Dewi Lestari yang dikenal dengan
nama pena Dee adalah salah satu penulis favorit saya. Yah, mungkin belum cukup list
bacaan saya untuk dikatakan sebagai salah satu penggemar berat Dee karena pada
kenyataannya saya memang belum menghabiskan semua karya-karya Dee, hehe. tapi Perahu
Kertas, Filosofi Kopi, dan sebagian kisah dari Rectoverso yang sudah saya
baca sejauh ini telah cukup untuk membuat saya yakin bahwa saya benar-benar
jatuh hati pada karya-karyanya.

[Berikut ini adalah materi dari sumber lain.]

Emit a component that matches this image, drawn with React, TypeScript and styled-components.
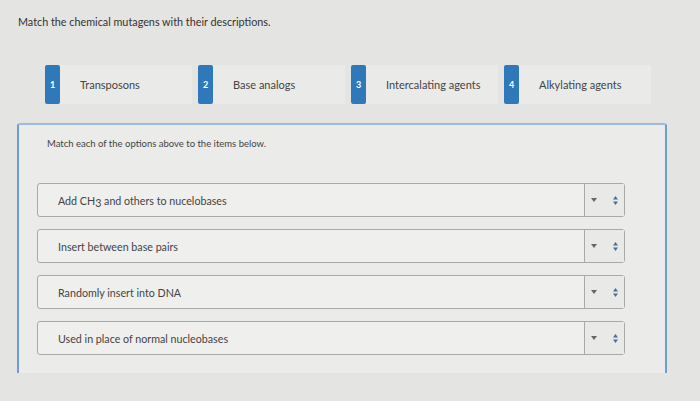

Ajaib bagi saya, karena Tulisan Dee membuat
saya mengenali tulisan-tulisan yang bahkan tak bisa saya kenali sebelumnya,
tulisan yang selalu saya pertanyakan pada diri saya sendiri mengenai wujudnya, tulisan
yang akrab tapi terkadang menjadi asing jika saya mencoba mengenali wujudnya, tulisan
saya.
Dibawah ini adalah satu dari
sekian karya Dee yang menjadi favorit saya. Entah kenapa saya menyukainya. Sekedar
ingin share saja kepada pemirsa pembaca. Cekidottt :D
SURAT YANG TAK PERNAH
SAMPAI
Suratmu itu tidak akan pernah
terkirim, karena sebenarnya kamu hanya ingin berbicara kepada dirimu sendiri.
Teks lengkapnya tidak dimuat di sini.